When we last left Jimmy Reardon (Ian Tracey), at the end of the first season of Intelligence, the Vancouver drug boss and family man was in a bit of a pickle. Standing in the middle of a Seattle roadhouse with a disabled gun, surrounded by American DEA agents, his wife and daughter taken into custody, our anti-hero was definitely not in a happy place. Fortunately for the second season, James escapes this carefully constructed ambush, it does however take him about four episodes to return to business as usual following the incident though. First, of course, there's the tiny matter of getting smuggled back into Canada and keeping the Americans from extraditing him on a pair of trumped-up murder charges.

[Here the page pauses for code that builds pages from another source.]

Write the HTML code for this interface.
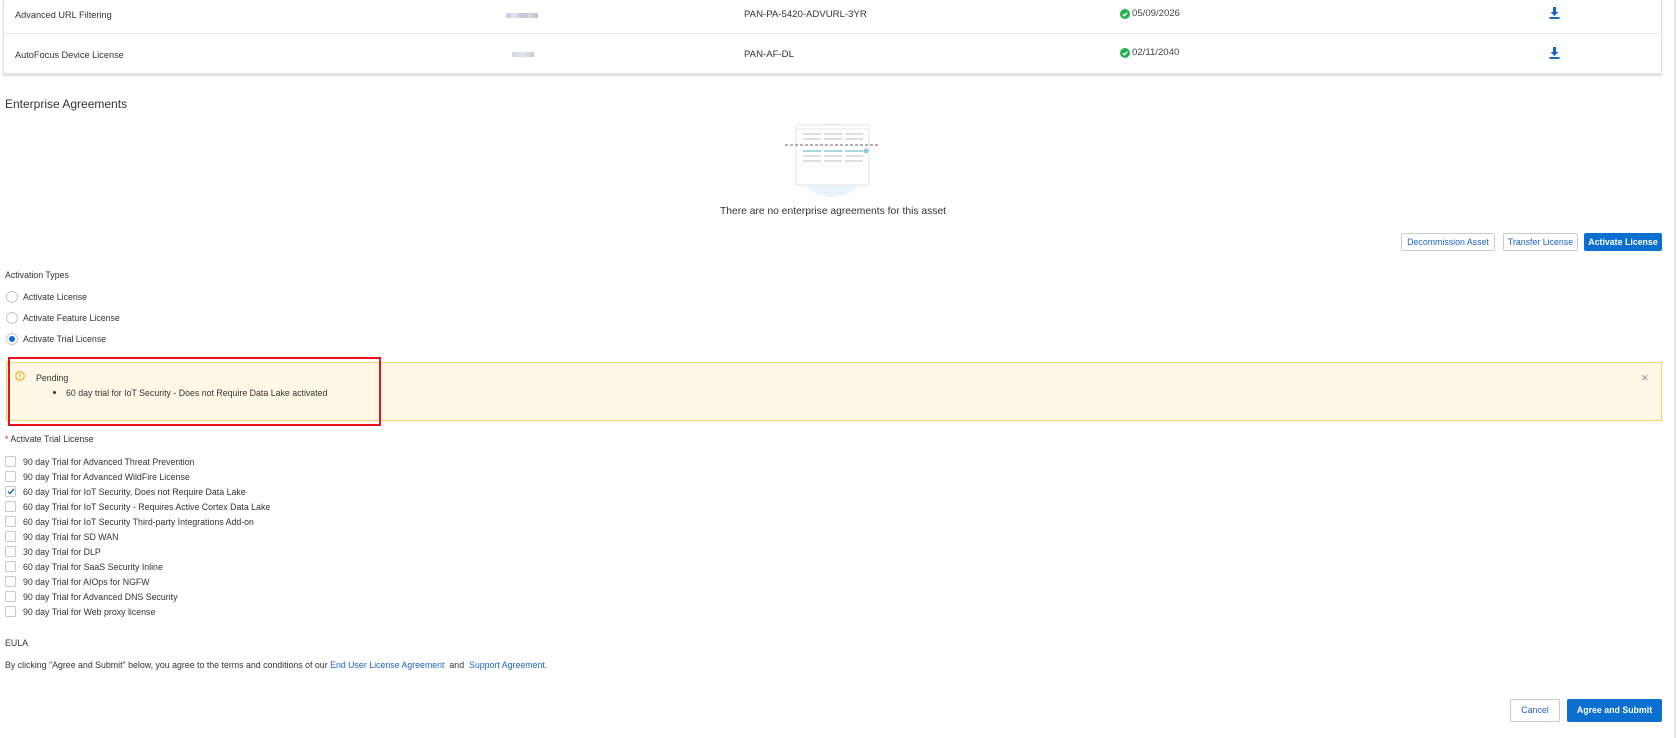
<!DOCTYPE html>
<html><head><meta charset="utf-8"><style>
*{margin:0;padding:0;box-sizing:border-box}
body{width:1677px;height:738px;background:#fff;font-family:"Liberation Sans",sans-serif;color:#333;position:relative;overflow:hidden;font-size:8.8px}
.a{position:absolute;white-space:nowrap}
.t{line-height:12px}
.cb{position:absolute;left:5px;width:11px;height:11px;border:1px solid #c8c8c8;border-radius:2px;background:#fff}
.rd{position:absolute;left:6px;width:12px;height:12px;border:1px solid #c8c8c8;border-radius:50%}
.btn{position:absolute;border:1px solid #ccc;border-radius:2px;color:#1b64c8;font-size:8.8px;text-align:center;background:#fff}
.bp{background:#0a6fce;border-color:#0a6fce;color:#fff;font-weight:bold}
</style></head><body>
<div class="a" style="left:3px;top:-2px;width:1659px;height:76px;border:1px solid #e3e3e3;border-top:none;box-shadow:0 2px 2px #ddd"></div>
<div class="a" style="left:4px;top:33px;width:1657px;height:1px;background:#e8e8e8"></div>
<div class="a" style="left:1674px;top:0;width:2px;height:738px;background:#e6e6e6"></div>
<div class="a t" style="left:15px;top:9px;font-size:9.2px">Advanced URL Filtering</div>
<div class="a t" style="left:15px;top:49px;font-size:9.2px">AutoFocus Device License</div>
<div class="a" style="left:506px;top:13px;width:32px;height:5px;background:linear-gradient(90deg,#b8bccc,#dde,#b0b5c4,#ccd,#a9b0c0);opacity:.8"></div>
<div class="a" style="left:512px;top:52px;width:22px;height:5px;background:linear-gradient(90deg,#c9cdd8,#dde,#b5bacb);opacity:.8"></div>
<div class="a t" style="left:744px;top:9px;font-size:9.6px">PAN-PA-5420-ADVURL-3YR</div>
<div class="a t" style="left:744px;top:49px;font-size:9.6px">PAN-AF-DL</div>
<svg class="a" style="left:1120px;top:9px" width="10" height="10"><circle cx="5" cy="5" r="5" fill="#22b24c"/><path d="M2.8 5.2l1.5 1.5 3-3" stroke="#fff" stroke-width="1.4" fill="none"/></svg>
<svg class="a" style="left:1120px;top:48px" width="10" height="10"><circle cx="5" cy="5" r="5" fill="#22b24c"/><path d="M2.8 5.2l1.5 1.5 3-3" stroke="#fff" stroke-width="1.4" fill="none"/></svg>
<div class="a t" style="left:1132px;top:8px;font-size:9.6px;color:#444">05/09/2026</div>
<div class="a t" style="left:1132px;top:47px;font-size:9.6px;color:#444">02/11/2040</div>
<svg class="a" style="left:1549px;top:7px" width="11" height="12"><path d="M4 0h3v5h2.5L5.5 9 1.5 5H4z" fill="#1b64c8"/><rect x="0.5" y="10" width="10" height="2" fill="#1b64c8"/></svg>
<svg class="a" style="left:1549px;top:47px" width="11" height="12"><path d="M4 0h3v5h2.5L5.5 9 1.5 5H4z" fill="#1b64c8"/><rect x="0.5" y="10" width="10" height="2" fill="#1b64c8"/></svg>

<div class="a" style="left:5px;top:97px;font-size:12px;color:#333">Enterprise Agreements</div>
<svg class="a" style="left:785px;top:120px" width="96" height="82">
<circle cx="47" cy="40" r="37" fill="#e9f3fc"/>
<rect x="11" y="5" width="73" height="60" rx="2" fill="#fff" stroke="#e3e3e3"/>
<line x1="11" y1="9" x2="84" y2="9" stroke="#e6e6e6"/>
<g stroke="#dedede" stroke-width="2"><path d="M18 14h18M39 14h18M60 14h18M18 19h18M39 19h18M60 19h18M18 36h18M39 36h18M60 36h18M18 41h18M39 41h18M60 41h18"/></g>
<path d="M18 31h18M39 31h18M60 31h18" stroke="#a8d8e0" stroke-width="2"/>
<circle cx="81" cy="31" r="2.5" fill="#8cc9de"/>
<line x1="0" y1="25" x2="94" y2="25" stroke="#666" stroke-dasharray="3 2"/>
</svg>
<div class="a" style="left:0;width:1666px;text-align:center;top:206px;font-size:10.3px;color:#333">There are no enterprise agreements for this asset</div>

<div class="btn" style="left:1401px;top:233px;width:94px;height:18px;line-height:16px">Decommission Asset</div>
<div class="btn" style="left:1503px;top:233px;width:75px;height:18px;line-height:16px">Transfer License</div>
<div class="btn bp" style="left:1584px;top:233px;width:78px;height:18px;line-height:16px">Activate License</div>

<div class="a t" style="left:5px;top:269px">Activation Types</div>
<div class="rd" style="top:291px"></div><div class="a t" style="left:23px;top:291px">Activate License</div>
<div class="rd" style="top:312px"></div><div class="a t" style="left:23px;top:312px">Activate Feature License</div>
<div class="rd" style="top:333px"></div><div class="a" style="left:9px;top:336px;width:6px;height:6px;border-radius:50%;background:#0a6fce"></div><div class="a t" style="left:23px;top:333px">Activate Trial License</div>

<div class="a" style="left:6px;top:362px;width:1656px;height:59px;background:#fff8e6;border:1px solid #f5d56b"></div>
<svg class="a" style="left:15px;top:371px" width="10" height="10"><circle cx="5" cy="5" r="4.3" fill="none" stroke="#f0a30a" stroke-width="1.1"/><path d="M5 2.5v3.2M5 6.8v1" stroke="#f0a30a" stroke-width="1.1"/></svg>
<div class="a t" style="left:36px;top:372px">Pending</div>
<div class="a" style="left:53px;top:391px;width:3px;height:3px;border-radius:50%;background:#333"></div>
<div class="a t" style="left:66px;top:387px">60 day trial for IoT Security - Does not Require Data Lake activated</div>
<div class="a" style="left:1641px;top:370px;font-size:13px;color:#999">×</div>
<div class="a" style="left:8px;top:357px;width:373px;height:69px;border:2.5px solid #e8141b"></div>

<div class="a t" style="left:5px;top:433px"><span style="color:#e8141b">*</span> Activate Trial License</div>

<div class="cb" style="top:456px"></div><div class="a t" style="left:23px;top:456px">90 day Trial for Advanced Threat Prevention</div>
<div class="cb" style="top:471px"></div><div class="a t" style="left:23px;top:471px">90 day Trial for Advanced WildFire License</div>
<div class="cb" style="top:486px"></div><svg class="a" style="left:7px;top:488px" width="8" height="7"><path d="M1 3.5l2 2 4-4.5" stroke="#1b64c8" stroke-width="1.4" fill="none"/></svg><div class="a t" style="left:23px;top:486px">60 day Trial for IoT Security, Does not Require Data Lake</div>
<div class="cb" style="top:501px"></div><div class="a t" style="left:23px;top:501px">60 day Trial for IoT Security - Requires Active Cortex Data Lake</div>
<div class="cb" style="top:516px"></div><div class="a t" style="left:23px;top:516px">60 day Trial for IoT Security Third-party Integrations Add-on</div>
<div class="cb" style="top:531px"></div><div class="a t" style="left:23px;top:531px">90 day Trial for SD WAN</div>
<div class="cb" style="top:546px"></div><div class="a t" style="left:23px;top:546px">30 day Trial for DLP</div>
<div class="cb" style="top:561px"></div><div class="a t" style="left:23px;top:561px">60 day Trial for SaaS Security Inline</div>
<div class="cb" style="top:576px"></div><div class="a t" style="left:23px;top:576px">90 day Trial for AIOps for NGFW</div>
<div class="cb" style="top:591px"></div><div class="a t" style="left:23px;top:591px">90 day Trial for Advanced DNS Security</div>
<div class="cb" style="top:606px"></div><div class="a t" style="left:23px;top:606px">90 day Trial for Web proxy license</div>

<div class="a t" style="left:5px;top:637px">EULA</div>
<div class="a t" style="left:5px;top:659px">By clicking "Agree and Submit" below, you agree to the terms and conditions of our <span style="color:#1b64c8">End User License Agreement</span>&nbsp; and &nbsp;<span style="color:#1b64c8">Support Agreement</span>.</div>

<div class="btn" style="left:1510px;top:699px;width:50px;height:23px;line-height:21px">Cancel</div>
<div class="btn bp" style="left:1567px;top:699px;width:95px;height:23px;line-height:21px">Agree and Submit</div>
</body></html>
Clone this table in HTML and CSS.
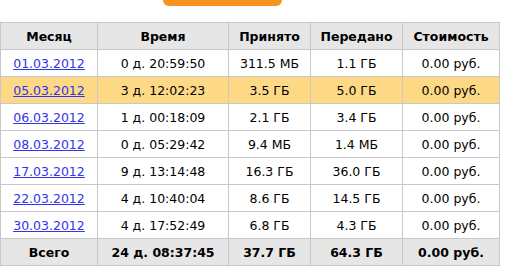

While Jimmy struggles to get back to business at the Chickadee Club, his handler and counterpart in the law enforcement community Mary Spalding (Klea Scott) has her own worries. Promoted to head the Canadian Security and Intelligence Service, the ambitious policewoman finds the politics of her new position even more treacherous than undercover drug work. Both our leads face dangerous incursions from American interlopers: for Jimmy, it's American drug dealers eager to wrest the Vancouver pot selling market from the Canadians; for Mary, it's a shady financial group evocatively named Blackmire that is working to eradicate the U.S./Canada border for its own duplicitous ends.
The plotlines merge as Jimmy, in his ongoing efforts to "go legit," becomes involved in an offshore banking set-up that the Blackmire Group is utilizing for money laundering. The imperialistic American drug dealers turn out to have connections to the CIA, while the primary player in Blackmire, George Browne, none-too-coincidentally also happens to be a "retired CIA agent." To learn more about the Group, Mary recruits an escort named Julianna (Pascale Hutton) to cozy up to Browne. Unfortunately, Julianna proves to be far less stable as an informant than Jimmy. Both Mary and her new second-in-command Martin (Eugene Lipinski) are forced to baby and manipulate the émigré informant — as they also try to shield her identity from the way-too-curious American agents.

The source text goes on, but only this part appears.